* **Task instructions**: Return the lines exactly as they stand, from the first of the material through the line containing "string; value?: string;".

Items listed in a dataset
»»
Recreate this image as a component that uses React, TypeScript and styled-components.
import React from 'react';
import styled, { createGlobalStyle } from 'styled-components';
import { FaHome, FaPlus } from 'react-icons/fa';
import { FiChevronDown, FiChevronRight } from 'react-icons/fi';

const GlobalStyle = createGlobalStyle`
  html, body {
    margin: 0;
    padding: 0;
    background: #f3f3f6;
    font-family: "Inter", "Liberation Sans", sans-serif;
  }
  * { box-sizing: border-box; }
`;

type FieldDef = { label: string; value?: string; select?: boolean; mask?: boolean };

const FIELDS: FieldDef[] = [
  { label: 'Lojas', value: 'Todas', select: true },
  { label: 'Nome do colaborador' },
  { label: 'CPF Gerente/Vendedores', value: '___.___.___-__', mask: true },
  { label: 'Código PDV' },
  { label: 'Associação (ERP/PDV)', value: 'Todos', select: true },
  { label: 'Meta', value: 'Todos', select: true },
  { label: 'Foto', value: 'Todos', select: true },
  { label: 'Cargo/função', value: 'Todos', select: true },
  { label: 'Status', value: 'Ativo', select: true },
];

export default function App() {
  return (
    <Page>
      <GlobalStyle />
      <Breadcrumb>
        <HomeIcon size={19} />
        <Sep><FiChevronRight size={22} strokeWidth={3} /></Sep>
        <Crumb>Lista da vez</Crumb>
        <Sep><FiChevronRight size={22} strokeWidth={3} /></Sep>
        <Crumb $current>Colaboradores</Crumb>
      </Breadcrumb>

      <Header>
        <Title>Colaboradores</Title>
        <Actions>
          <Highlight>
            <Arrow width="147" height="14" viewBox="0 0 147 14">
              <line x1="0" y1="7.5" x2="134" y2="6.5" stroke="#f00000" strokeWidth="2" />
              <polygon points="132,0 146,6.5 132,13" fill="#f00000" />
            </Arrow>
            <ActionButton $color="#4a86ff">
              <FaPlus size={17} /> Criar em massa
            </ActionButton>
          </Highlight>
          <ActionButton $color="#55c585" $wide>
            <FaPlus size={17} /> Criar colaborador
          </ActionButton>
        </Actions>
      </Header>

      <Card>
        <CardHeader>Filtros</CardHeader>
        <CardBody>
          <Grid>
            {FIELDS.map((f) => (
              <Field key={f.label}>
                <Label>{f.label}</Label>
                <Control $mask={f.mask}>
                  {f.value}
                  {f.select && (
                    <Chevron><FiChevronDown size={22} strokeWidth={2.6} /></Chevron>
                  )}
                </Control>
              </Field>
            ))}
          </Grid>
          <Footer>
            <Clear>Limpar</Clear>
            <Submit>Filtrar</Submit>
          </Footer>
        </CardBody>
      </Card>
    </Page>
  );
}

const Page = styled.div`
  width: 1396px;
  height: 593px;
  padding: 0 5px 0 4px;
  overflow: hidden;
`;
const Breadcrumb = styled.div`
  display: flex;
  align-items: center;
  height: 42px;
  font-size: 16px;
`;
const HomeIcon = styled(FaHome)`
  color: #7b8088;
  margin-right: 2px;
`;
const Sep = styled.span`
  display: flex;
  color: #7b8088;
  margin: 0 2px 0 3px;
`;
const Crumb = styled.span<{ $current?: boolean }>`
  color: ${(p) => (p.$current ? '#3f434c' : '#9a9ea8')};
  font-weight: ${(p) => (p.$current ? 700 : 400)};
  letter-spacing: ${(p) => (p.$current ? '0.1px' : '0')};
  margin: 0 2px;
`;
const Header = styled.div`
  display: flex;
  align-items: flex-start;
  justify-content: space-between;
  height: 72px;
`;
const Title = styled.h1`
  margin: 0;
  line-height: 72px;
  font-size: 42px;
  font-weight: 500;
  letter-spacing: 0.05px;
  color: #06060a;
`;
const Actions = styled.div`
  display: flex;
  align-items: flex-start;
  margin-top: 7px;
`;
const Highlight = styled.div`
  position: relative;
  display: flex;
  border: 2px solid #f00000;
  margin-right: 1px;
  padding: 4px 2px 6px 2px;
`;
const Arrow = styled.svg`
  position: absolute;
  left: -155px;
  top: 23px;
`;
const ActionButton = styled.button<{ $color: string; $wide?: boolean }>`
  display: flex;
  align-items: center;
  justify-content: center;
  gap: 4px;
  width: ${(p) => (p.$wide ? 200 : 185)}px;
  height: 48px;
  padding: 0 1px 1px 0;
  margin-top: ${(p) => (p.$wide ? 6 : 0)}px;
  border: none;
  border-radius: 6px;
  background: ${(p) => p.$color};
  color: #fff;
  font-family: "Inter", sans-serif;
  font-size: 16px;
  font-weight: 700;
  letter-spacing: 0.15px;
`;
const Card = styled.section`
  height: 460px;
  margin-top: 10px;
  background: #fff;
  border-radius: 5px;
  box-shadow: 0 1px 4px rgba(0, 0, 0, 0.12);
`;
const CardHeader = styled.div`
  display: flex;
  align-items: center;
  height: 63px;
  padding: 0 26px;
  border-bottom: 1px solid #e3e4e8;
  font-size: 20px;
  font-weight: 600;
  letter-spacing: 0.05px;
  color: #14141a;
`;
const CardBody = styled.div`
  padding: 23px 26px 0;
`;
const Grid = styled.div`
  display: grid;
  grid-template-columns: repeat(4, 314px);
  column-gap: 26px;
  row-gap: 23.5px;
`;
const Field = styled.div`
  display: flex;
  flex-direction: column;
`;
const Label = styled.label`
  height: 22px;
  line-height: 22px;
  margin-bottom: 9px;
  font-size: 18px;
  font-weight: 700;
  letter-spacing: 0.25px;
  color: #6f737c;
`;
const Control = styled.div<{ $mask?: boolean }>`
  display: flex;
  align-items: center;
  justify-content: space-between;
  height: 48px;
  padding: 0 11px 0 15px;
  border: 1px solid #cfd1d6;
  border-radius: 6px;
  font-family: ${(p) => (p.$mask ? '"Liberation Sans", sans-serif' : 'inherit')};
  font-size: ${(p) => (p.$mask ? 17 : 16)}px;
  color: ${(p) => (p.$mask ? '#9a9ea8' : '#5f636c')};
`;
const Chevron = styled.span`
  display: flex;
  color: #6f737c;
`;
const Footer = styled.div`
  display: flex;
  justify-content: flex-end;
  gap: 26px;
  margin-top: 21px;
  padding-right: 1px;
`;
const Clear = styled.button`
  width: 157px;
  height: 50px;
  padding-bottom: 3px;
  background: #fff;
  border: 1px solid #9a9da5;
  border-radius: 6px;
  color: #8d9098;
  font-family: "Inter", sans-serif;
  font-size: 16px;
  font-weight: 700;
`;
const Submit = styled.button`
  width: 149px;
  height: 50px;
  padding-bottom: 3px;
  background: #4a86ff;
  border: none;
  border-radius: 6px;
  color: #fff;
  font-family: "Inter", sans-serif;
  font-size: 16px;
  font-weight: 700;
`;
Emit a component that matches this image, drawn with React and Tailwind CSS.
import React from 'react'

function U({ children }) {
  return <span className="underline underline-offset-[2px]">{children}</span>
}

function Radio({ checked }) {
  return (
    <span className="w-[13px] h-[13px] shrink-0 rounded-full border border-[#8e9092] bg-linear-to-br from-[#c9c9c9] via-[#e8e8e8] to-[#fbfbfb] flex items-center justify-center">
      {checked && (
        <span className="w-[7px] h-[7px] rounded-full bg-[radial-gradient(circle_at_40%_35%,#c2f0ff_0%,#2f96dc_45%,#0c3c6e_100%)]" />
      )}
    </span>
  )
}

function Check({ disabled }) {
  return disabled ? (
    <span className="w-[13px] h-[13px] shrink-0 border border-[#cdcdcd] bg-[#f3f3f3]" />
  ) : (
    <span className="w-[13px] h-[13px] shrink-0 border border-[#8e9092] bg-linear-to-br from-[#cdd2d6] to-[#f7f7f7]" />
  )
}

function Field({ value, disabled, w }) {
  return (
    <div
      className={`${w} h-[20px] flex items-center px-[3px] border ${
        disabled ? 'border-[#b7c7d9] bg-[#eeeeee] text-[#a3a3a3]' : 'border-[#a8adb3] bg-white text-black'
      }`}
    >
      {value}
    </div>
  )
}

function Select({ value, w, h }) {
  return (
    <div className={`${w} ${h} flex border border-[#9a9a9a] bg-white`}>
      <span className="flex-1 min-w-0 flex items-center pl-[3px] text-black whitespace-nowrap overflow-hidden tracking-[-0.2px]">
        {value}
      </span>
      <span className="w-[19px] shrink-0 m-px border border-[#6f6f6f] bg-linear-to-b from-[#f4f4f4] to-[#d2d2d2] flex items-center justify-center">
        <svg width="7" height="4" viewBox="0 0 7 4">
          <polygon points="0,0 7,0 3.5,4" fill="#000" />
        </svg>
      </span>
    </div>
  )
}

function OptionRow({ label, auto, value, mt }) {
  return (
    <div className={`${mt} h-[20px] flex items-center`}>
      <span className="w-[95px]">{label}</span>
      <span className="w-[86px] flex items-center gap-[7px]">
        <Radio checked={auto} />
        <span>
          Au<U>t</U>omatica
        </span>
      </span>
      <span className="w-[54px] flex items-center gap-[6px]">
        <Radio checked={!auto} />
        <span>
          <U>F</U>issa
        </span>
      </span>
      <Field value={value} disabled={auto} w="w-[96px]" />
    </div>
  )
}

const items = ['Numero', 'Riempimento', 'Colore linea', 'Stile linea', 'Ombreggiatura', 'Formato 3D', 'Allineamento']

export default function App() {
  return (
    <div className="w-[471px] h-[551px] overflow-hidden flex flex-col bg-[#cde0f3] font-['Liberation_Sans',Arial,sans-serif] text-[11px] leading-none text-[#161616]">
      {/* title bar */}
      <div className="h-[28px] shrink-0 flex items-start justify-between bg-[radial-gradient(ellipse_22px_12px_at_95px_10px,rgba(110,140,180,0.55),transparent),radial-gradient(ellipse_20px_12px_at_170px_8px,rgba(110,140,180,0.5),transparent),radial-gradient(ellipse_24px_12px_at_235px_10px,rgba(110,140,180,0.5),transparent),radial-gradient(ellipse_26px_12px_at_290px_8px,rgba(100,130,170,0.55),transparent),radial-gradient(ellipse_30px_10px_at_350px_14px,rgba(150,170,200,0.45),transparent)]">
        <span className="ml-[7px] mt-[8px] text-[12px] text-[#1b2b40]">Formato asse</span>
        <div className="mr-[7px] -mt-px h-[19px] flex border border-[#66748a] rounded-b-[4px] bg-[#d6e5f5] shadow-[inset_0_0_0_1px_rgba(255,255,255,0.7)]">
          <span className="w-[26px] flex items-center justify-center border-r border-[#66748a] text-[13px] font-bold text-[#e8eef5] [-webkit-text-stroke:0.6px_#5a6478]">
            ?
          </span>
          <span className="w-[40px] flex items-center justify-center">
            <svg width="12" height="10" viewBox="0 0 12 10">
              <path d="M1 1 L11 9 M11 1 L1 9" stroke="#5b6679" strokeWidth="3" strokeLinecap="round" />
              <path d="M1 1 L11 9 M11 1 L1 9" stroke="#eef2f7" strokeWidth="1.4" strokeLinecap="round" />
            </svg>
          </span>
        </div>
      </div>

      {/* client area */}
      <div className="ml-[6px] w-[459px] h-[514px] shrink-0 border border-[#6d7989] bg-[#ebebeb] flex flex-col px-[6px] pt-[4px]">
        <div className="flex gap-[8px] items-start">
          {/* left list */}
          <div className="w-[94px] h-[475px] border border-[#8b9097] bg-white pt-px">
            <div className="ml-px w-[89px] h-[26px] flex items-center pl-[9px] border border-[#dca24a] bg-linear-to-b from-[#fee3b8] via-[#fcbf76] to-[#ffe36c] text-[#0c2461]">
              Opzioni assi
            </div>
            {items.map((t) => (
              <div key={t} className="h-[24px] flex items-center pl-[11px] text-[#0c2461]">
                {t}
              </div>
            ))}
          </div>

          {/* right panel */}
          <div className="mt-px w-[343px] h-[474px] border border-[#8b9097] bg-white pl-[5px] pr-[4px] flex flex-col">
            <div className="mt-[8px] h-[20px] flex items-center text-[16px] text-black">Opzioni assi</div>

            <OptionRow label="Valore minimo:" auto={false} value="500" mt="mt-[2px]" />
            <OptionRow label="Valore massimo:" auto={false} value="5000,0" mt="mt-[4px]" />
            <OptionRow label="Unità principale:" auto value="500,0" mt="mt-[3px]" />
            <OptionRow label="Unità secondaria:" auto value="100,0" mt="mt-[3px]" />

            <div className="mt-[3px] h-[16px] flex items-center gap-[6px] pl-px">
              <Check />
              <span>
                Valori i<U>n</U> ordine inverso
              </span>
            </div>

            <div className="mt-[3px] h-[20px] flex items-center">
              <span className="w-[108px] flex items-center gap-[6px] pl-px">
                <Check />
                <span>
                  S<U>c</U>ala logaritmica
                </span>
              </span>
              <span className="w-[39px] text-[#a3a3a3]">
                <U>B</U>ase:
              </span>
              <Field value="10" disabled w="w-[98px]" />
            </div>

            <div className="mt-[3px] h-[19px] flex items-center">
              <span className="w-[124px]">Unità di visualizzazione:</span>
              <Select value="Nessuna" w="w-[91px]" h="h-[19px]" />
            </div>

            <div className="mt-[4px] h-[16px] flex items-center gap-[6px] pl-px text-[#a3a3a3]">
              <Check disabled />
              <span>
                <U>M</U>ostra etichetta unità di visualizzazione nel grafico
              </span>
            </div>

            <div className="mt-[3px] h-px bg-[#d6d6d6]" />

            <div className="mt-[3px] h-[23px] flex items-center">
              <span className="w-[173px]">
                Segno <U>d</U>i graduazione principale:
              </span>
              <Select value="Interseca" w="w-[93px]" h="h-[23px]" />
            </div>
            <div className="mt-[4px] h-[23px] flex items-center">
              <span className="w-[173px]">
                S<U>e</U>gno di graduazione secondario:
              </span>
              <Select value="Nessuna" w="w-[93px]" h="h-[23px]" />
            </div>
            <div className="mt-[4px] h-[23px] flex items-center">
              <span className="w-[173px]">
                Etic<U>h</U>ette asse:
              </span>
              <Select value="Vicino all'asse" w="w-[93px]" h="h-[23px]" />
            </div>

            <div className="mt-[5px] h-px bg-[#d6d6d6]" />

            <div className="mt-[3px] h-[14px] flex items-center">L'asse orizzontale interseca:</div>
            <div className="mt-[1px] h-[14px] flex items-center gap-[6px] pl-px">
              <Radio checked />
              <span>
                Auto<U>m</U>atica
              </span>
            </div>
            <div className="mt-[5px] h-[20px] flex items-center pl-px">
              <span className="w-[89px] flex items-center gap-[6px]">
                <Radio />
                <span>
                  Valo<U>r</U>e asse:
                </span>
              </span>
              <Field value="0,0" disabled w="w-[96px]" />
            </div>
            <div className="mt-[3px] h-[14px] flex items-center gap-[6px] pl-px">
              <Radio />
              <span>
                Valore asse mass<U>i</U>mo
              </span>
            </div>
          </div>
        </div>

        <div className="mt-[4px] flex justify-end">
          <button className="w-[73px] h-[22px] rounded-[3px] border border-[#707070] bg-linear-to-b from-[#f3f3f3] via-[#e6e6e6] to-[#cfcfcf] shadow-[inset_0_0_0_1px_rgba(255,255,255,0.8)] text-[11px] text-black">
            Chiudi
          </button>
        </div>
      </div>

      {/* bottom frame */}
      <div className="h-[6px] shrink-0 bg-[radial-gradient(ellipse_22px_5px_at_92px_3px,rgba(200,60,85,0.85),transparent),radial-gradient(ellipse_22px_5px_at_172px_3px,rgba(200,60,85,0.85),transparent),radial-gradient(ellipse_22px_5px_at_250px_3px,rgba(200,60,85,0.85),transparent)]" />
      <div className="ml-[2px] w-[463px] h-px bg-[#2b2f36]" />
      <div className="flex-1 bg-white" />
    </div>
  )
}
««
* **Output of the task**:
Recreate this image as a component that uses React, TypeScript and styled-components.
import React from 'react';
import styled, { createGlobalStyle } from 'styled-components';
import { FaHome, FaPlus } from 'react-icons/fa';
import { FiChevronDown, FiChevronRight } from 'react-icons/fi';

const GlobalStyle = createGlobalStyle`
  html, body {
    margin: 0;
    padding: 0;
    background: #f3f3f6;
    font-family: "Inter", "Liberation Sans", sans-serif;
  }
  * { box-sizing: border-box; }
`;

type FieldDef = { label: string; value?: string; select?: boolean; mask?: boolean };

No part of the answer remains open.